Back on the main dialogue box, click OK to see the results. SPSS will perform the ANOVA again for you, but this time it won’t include any new output, all it will have done is added a new column to your data set as shown below. The new column containing the residuals is called RES_1.

From the SPSS main menu click Analyze then Descriptive Statistics then Explore:

In the dialogue box that opens, place the Residual for Maths variable in the Dependent List box:

Click the Plots button, which opens the Explore: Plots dialogue box. In the new dialogue box, untick Stem-And-Leaf and select Histogram. Then Click the checkbox for Normality plots with tests. Click Continue then OK.

Normality could be judged by examining the shape of the histogram to see if it makes a roughly symmetric bell-shaped curve.

We can also assess normality using the Shapiro-Wilk test, which appears in the SPSS output immediately above the histogram. We need a non-significant result, i.e. the sig value (p-value) needs to be greater than 0.05 to be able to assume normality. In our example, p = 0.861 and we can assume normality.

Checking Assumptions: Equality of Variances

The ANOVA test we undertook also assumes homogeneity (equality) of variance. This essentially means, can we assume the amount by which maths marks vary within each age group is similar, and also the variation in maths marks within each nationality group is similar.

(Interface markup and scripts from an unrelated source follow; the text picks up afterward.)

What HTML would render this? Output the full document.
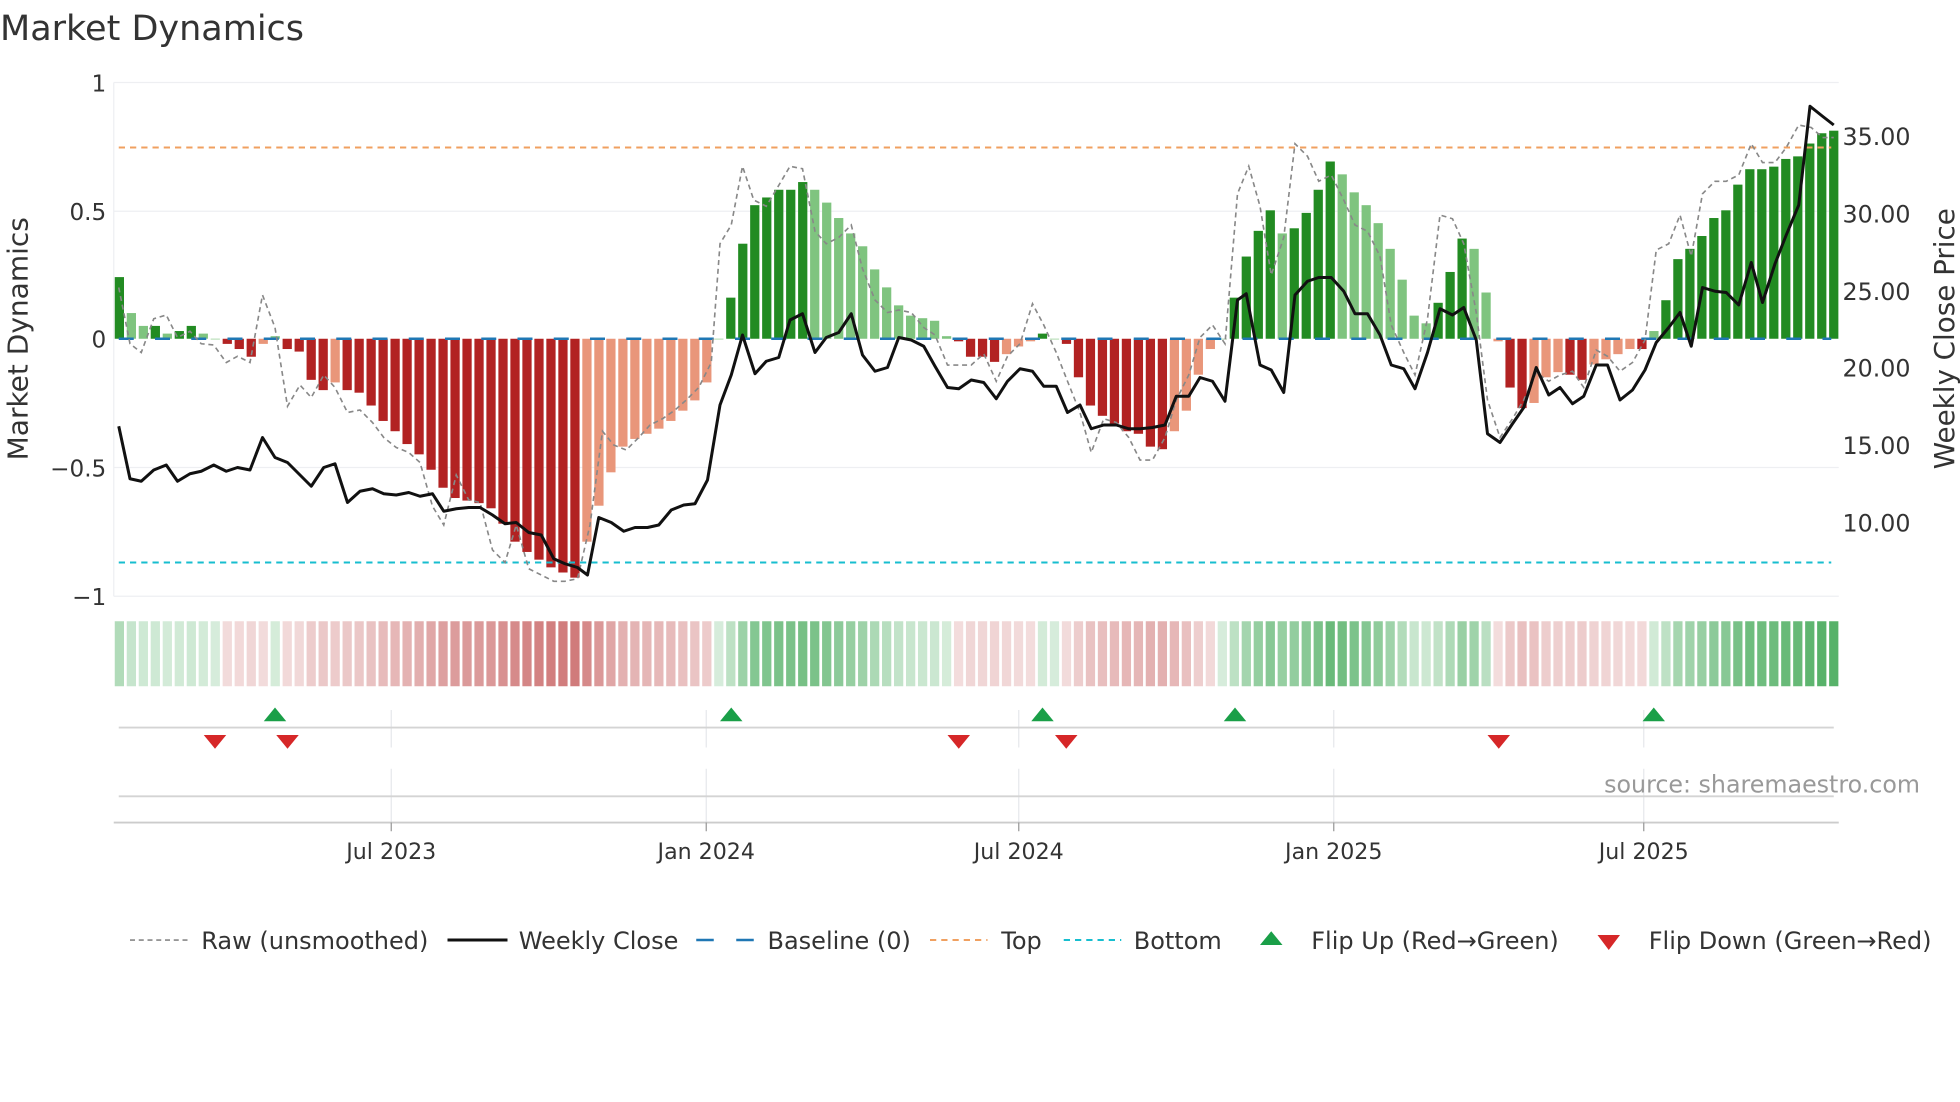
<!DOCTYPE html>
<html><head><meta charset="utf-8"><style>
html,body{margin:0;padding:0;background:#fff;width:1960px;height:1102px;overflow:hidden}
svg{display:block}
text{font-family:"DejaVu Sans","Liberation Sans",sans-serif;fill:#333}
</style></head><body>
<svg id="s" width="1960" height="1102" viewBox="0 0 1568 881.6" xmlns="http://www.w3.org/2000/svg">
<rect width="1568" height="881.6" fill="#fff"/>
<text x="0" y="32" font-size="28" fill="#333">Market Dynamics</text>
<g stroke="#eeeff2" stroke-width="1">
<line x1="91" x2="1471" y1="66" y2="66"/><line x1="91" x2="1471" y1="169" y2="169"/>
<line x1="91" x2="1471" y1="374" y2="374"/><line x1="91" x2="1471" y1="477" y2="477"/>
<line x1="91" x2="91" y1="66" y2="477"/>
</g>
<g font-size="18.5" text-anchor="end">
<text x="85" y="73">1</text><text x="85" y="176">0.5</text><text x="85" y="278">0</text>
<text x="85" y="381">−0.5</text><text x="85" y="484">−1</text>
</g>
<g font-size="19">
<text x="1474" y="116">35.00</text><text x="1474" y="178">30.00</text><text x="1474" y="240">25.00</text>
<text x="1474" y="301">20.00</text><text x="1474" y="363">15.00</text><text x="1474" y="425">10.00</text>
</g>
<text transform="translate(22,271) rotate(-90)" font-size="22.4" text-anchor="middle">Market Dynamics</text>
<text transform="translate(1563,271) rotate(-90)" font-size="22.2" text-anchor="middle">Weekly Close Price</text>
<g id="bars"></g>
<line x1="95" x2="1465" y1="271" y2="271" stroke="#1f77b4" stroke-width="2" stroke-dasharray="12,17"/>
<line x1="95" x2="1465" y1="118" y2="118" stroke="#f0a060" stroke-width="1.6" stroke-dasharray="5,4"/>
<line x1="95" x2="1465" y1="450" y2="450" stroke="#17becf" stroke-width="1.6" stroke-dasharray="5,4"/>
<polyline id="raw" fill="none" stroke="#888" stroke-width="1.3" stroke-dasharray="4,3"/>
<polyline id="px" fill="none" stroke="#111" stroke-width="2.4" stroke-linejoin="round"/>
<g id="strip"></g>
<g stroke="#e6e8ec" stroke-width="1">
<line x1="313" x2="313" y1="568" y2="598"/><line x1="565" x2="565" y1="568" y2="598"/><line x1="815" x2="815" y1="568" y2="598"/><line x1="1067" x2="1067" y1="568" y2="598"/><line x1="1315" x2="1315" y1="568" y2="598"/>
<line x1="313" x2="313" y1="615" y2="658"/><line x1="565" x2="565" y1="615" y2="658"/><line x1="815" x2="815" y1="615" y2="658"/><line x1="1067" x2="1067" y1="615" y2="658"/><line x1="1315" x2="1315" y1="615" y2="658"/>
</g>
<line x1="95" x2="1467" y1="582" y2="582" stroke="#d4d4d4" stroke-width="1.5"/>
<line x1="95" x2="1467" y1="637" y2="637" stroke="#d4d4d4" stroke-width="1.5"/>
<line x1="91" x2="1471" y1="658" y2="658" stroke="#ccc" stroke-width="1.5"/>
<g id="flips"></g>
<g stroke="#999" stroke-width="1"><line x1="313" x2="313" y1="658" y2="665"/><line x1="565" x2="565" y1="658" y2="665"/><line x1="815" x2="815" y1="658" y2="665"/><line x1="1067" x2="1067" y1="658" y2="665"/><line x1="1315" x2="1315" y1="658" y2="665"/></g>
<g font-size="17.7" text-anchor="middle">
<text x="313" y="687">Jul 2023</text><text x="565" y="687">Jan 2024</text><text x="815" y="687">Jul 2024</text><text x="1067" y="687">Jan 2025</text><text x="1315" y="687">Jul 2025</text>
</g>
<text x="1536" y="634" font-size="19" text-anchor="end" style="fill:#999">source: sharemaestro.com</text>
<g font-size="19.2">
<line x1="104" x2="150" y1="752" y2="752" stroke="#888" stroke-width="1.3" stroke-dasharray="4,3"/>
<text x="161" y="759">Raw (unsmoothed)</text>
<line x1="358" x2="406" y1="752" y2="752" stroke="#111" stroke-width="2.4"/>
<text x="415" y="759">Weekly Close</text>
<line x1="557" x2="603" y1="752" y2="752" stroke="#1f77b4" stroke-width="2" stroke-dasharray="14,18"/>
<text x="614" y="759">Baseline (0)</text>
<line x1="744" x2="790" y1="752" y2="752" stroke="#f0a060" stroke-width="1.6" stroke-dasharray="5,4"/>
<text x="801" y="759">Top</text>
<line x1="851" x2="897" y1="752" y2="752" stroke="#17becf" stroke-width="1.6" stroke-dasharray="5,4"/>
<text x="907" y="759">Bottom</text>
<polygon points="1008,756 1026,756 1017,745" fill="#1a9f48"/>
<text x="1049" y="759">Flip Up (Red→Green)</text>
<polygon points="1278,748 1296,748 1287,760" fill="#d62728"/>
<text x="1319" y="759">Flip Down (Green→Red)</text>
</g>
</svg>
<script>
var V=[0.24,0.1,0.05,0.05,0.02,0.03,0.05,0.02,0,-0.02,-0.04,-0.07,-0.02,0.01,-0.04,-0.05,-0.16,-0.2,-0.17,-0.2,-0.21,-0.26,-0.32,-0.36,-0.41,-0.45,-0.51,-0.58,-0.62,-0.63,-0.64,-0.66,-0.72,-0.79,-0.83,-0.86,-0.89,-0.91,-0.93,-0.79,-0.65,-0.52,-0.42,-0.39,-0.37,-0.35,-0.32,-0.28,-0.24,-0.17,0,0.16,0.37,0.52,0.55,0.58,0.58,0.61,0.58,0.53,0.47,0.41,0.36,0.27,0.2,0.13,0.09,0.08,0.07,0.01,-0.01,-0.07,-0.07,-0.09,-0.06,-0.03,-0.01,0.02,0,-0.02,-0.15,-0.26,-0.3,-0.33,-0.36,-0.37,-0.42,-0.43,-0.36,-0.28,-0.14,-0.04,0,0.16,0.32,0.42,0.5,0.41,0.43,0.49,0.58,0.69,0.64,0.57,0.52,0.45,0.35,0.23,0.09,0.06,0.14,0.26,0.39,0.35,0.18,-0.01,-0.19,-0.27,-0.25,-0.15,-0.13,-0.14,-0.16,-0.1,-0.08,-0.06,-0.04,-0.04,0.03,0.15,0.31,0.35,0.4,0.47,0.5,0.6,0.66,0.66,0.67,0.7,0.71,0.76,0.8,0.81];
var N=V.length,x0=95.5,x1=1467,st=(x1-x0)/(N-1),bw=7.4,ns="http://www.w3.org/2000/svg";
function el(t,a,p){var e=document.createElementNS(ns,t);for(var k in a)e.setAttribute(k,a[k]);p.appendChild(e);return e;}
var B=document.getElementById('bars'),S=document.getElementById('strip');
for(var i=0;i<N;i++){var v=V[i],pv=i?V[i-1]:0,x=x0+i*st-bw/2,h=Math.abs(v)*205.5;
var strong=Math.abs(v)>=Math.abs(pv);
var c=v>=0?(strong?'#228b22':'#7fc47f'):(strong?'#b22222':'#e9967a');
el('rect',{x:x,y:v>=0?271-h:271,width:bw,height:Math.max(h,0.5),fill:c},B);
var a=Math.min(1,0.22+Math.abs(v)*0.85);
var sc=v>=0?'rgba(70,170,90,'+a+')':'rgba(195,85,85,'+(0.2+Math.abs(v)*0.62)+')';
el('rect',{x:x,y:497,width:bw,height:52,fill:sc},S);}
var P="95,341 104,383 113,385 123,376 133,372 142,385 152,379 161,377 171,372 181,377 190,374 200,376 210,350 220,366 230,370 240,380 249,389 259,374 268,371 278,402 288,393 298,391 307,395 317,396 327,394 336,397 346,395 355,409 365,407 375,406 384,406 394,412 404,419 413,418 423,426 433,428 443,447 452,451 462,454 470,460 479,414 489,418 499,425 508,422 518,422 527,420 537,408 547,404 556,403 566,384 576,324 585,300 594,268 604,299 613,289 623,286 632,256 642,251 652,282 661,270 671,266 681,251 690,284 700,297 710,294 719,270 729,272 739,277 748,293 758,310 767,311 777,304 787,306 797,319 806,305 816,295 826,297 835,309 845,309 854,330 864,324 873,343 883,340 893,340 903,343 912,343 922,342 932,340 941,317 951,317 960,302 970,305 980,321 990,240 997,235 1008,292 1017,296 1027,314 1036,236 1046,225 1055,222 1065,222 1075,233 1084,251 1094,251 1104,268 1113,292 1123,295 1132,311 1142,282 1152,247 1162,252 1171,246 1181,272 1190,347 1200,354 1210,339 1219,326 1229,294 1239,316 1248,310 1258,323 1267,317 1277,292 1286,292 1296,320 1306,312 1316,296 1325,274 1335,262 1344,250 1353,277 1362,230 1372,233 1381,234 1391,244 1401,210 1410,242 1420,211 1429,188 1439,164 1448,85 1458,93 1467,100";
document.getElementById('px').setAttribute('points',P);
var R="95,230 104,275 113,282 123,255 133,252 142,270 152,265 161,275 171,276 181,290 190,285 200,290 210,236 220,262 230,325 240,308 249,318 259,300 268,310 278,330 288,328 298,338 307,350 317,358 327,362 336,370 346,405 355,420 365,380 375,400 384,402 394,440 404,450 413,420 423,455 433,460 443,465 452,465 462,463 472,420 482,345 491,356 501,360 511,350 520,340 530,335 540,328 549,320 559,310 569,290 576,195 585,180 594,133 603,160 613,165 622,150 632,133 642,135 652,185 661,195 671,190 681,180 690,215 700,240 710,250 719,248 729,250 739,262 748,268 758,292 767,292 777,292 787,283 797,305 806,285 816,275 826,243 835,260 845,282 854,305 864,330 873,362 883,335 893,338 903,350 912,368 922,368 932,350 941,320 951,300 960,270 970,260 980,275 990,155 999,133 1008,165 1017,220 1027,190 1036,115 1046,125 1055,145 1065,140 1075,160 1084,180 1094,185 1104,205 1113,260 1123,282 1132,300 1142,255 1152,172 1162,175 1171,195 1181,250 1190,320 1200,350 1210,335 1219,320 1229,298 1239,305 1248,300 1258,297 1267,310 1277,280 1286,285 1296,297 1306,290 1316,272 1325,200 1335,195 1344,172 1353,205 1362,155 1372,145 1381,145 1391,140 1401,115 1410,130 1420,130 1429,118 1439,100 1449,102 1458,110 1467,110";
document.getElementById('raw').setAttribute('points',R);
var F=document.getElementById('flips');
[220,585,834,988,1323].forEach(function(x){el('polygon',{points:(x-9)+',577 '+(x+9)+',577 '+x+',566',fill:'#1a9f48'},F);});
[172,230,767,853,1199].forEach(function(x){el('polygon',{points:(x-9)+',588 '+(x+9)+',588 '+x+',599',fill:'#d62728'},F);});
</script>
</body></html>
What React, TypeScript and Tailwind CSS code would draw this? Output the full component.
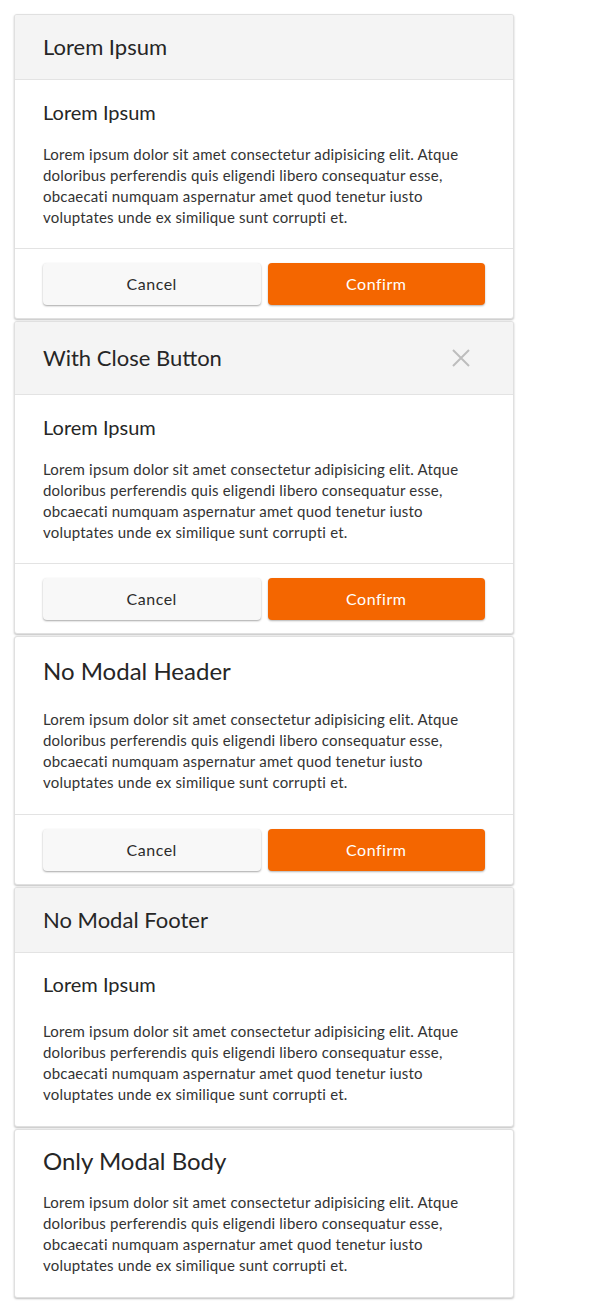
import React from 'react';

const text =
  'Lorem ipsum dolor sit amet consectetur adipisicing elit. Atque doloribus perferendis quis eligendi libero consequatur esse, obcaecati numquam aspernatur amet quod tenetur iusto voluptates unde ex similique sunt corrupti et.';

const font = { fontFamily: '"Source Sans Pro", Lato, "Noto Sans", sans-serif' };

const Paragraph: React.FC = () => (
  <p className="text-[15px] leading-[21px] tracking-[0.2px] text-[#333333]">{text}</p>
);

const Footer: React.FC = () => (
  <div className="flex gap-[7px] border-t border-[#e3e3e3] px-[28px] pt-[14px] pb-[13px]">
    <button className="h-[42px] flex-1 rounded-[4px] bg-[#f8f8f8] text-[16px] tracking-[0.5px] text-[#2b2b2b] shadow-[0_1px_2px_rgba(0,0,0,0.35)]">
      Cancel
    </button>
    <button className="h-[42px] flex-1 rounded-[4px] bg-[#f46600] text-[16px] tracking-[0.5px] text-white shadow-[0_1px_2px_rgba(0,0,0,0.3)]">
      Confirm
    </button>
  </div>
);

const Header: React.FC<{ title: string; close?: boolean }> = ({ title, close }) => (
  <div className="flex items-center justify-between border-b border-[#e3e3e3] bg-[#f4f4f4] pl-[28px] pr-[30px] py-[14px]">
    <h2 className="text-[22px] leading-[36px] text-[#262626]">{title}</h2>
    {close && (
      <button className="flex h-[44px] w-[44px] items-center justify-center text-[#bdbdbd]">
        <svg width="18" height="18" viewBox="0 0 18 18" fill="none" stroke="currentColor" strokeWidth="2">
          <path d="M1 1L17 17M17 1L1 17" />
        </svg>
      </button>
    )}
  </div>
);

const Card: React.FC<{ children: React.ReactNode }> = ({ children }) => (
  <div className="overflow-hidden rounded-[3px] border border-[#e0e0e0] bg-white shadow-[0_1px_2px_rgba(0,0,0,0.25)]">
    {children}
  </div>
);

export default function App() {
  return (
    <div className="min-h-screen bg-white" style={font}>
      <div className="ml-[14px] flex w-[500px] flex-col gap-[2px] pt-[14px]">
        <Card>
          <Header title="Lorem Ipsum" />
          <div className="px-[28px] pt-[19px] pb-[20px]">
            <h3 className="mb-[19px] text-[20px] leading-[26px] text-[#262626]">Lorem Ipsum</h3>
            <Paragraph />
          </div>
          <Footer />
        </Card>

        <Card>
          <Header title="With Close Button" close />
          <div className="px-[28px] pt-[19px] pb-[20px]">
            <h3 className="mb-[19px] text-[20px] leading-[26px] text-[#262626]">Lorem Ipsum</h3>
            <Paragraph />
          </div>
          <Footer />
        </Card>

        <Card>
          <div className="px-[28px] pt-[18px] pb-[21px]">
            <h2 className="mb-[22px] text-[24px] leading-[32px] text-[#262626]">No Modal Header</h2>
            <Paragraph />
          </div>
          <Footer />
        </Card>

        <Card>
          <Header title="No Modal Footer" />
          <div className="px-[28px] pt-[18px] pb-[21px]">
            <h3 className="mb-[24px] text-[20px] leading-[26px] text-[#262626]">Lorem Ipsum</h3>
            <Paragraph />
          </div>
        </Card>

        <Card>
          <div className="px-[28px] pt-[15px] pb-[21px]">
            <h2 className="mb-[15px] text-[24px] leading-[32px] text-[#262626]">Only Modal Body</h2>
            <Paragraph />
          </div>
        </Card>
      </div>
    </div>
  );
}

From the Main Menu click Analyze then General Linear Model then Univariate, and at the main ANOVA dialogue box, click on the Options button:

In the next dialogue window, click the Homogeneity tests option:

Click Continue then OK.

Levene’s test is used in SPSS to evaluate the homogeneity of variance assumption. In the output we see this table:

We examine the sig value (p-value) for the first row (based on means). You need the p-value to be greater than 0.05 to be able to assume homogeneity of variances. In our case p=0.620 so this assumption is fine in our case.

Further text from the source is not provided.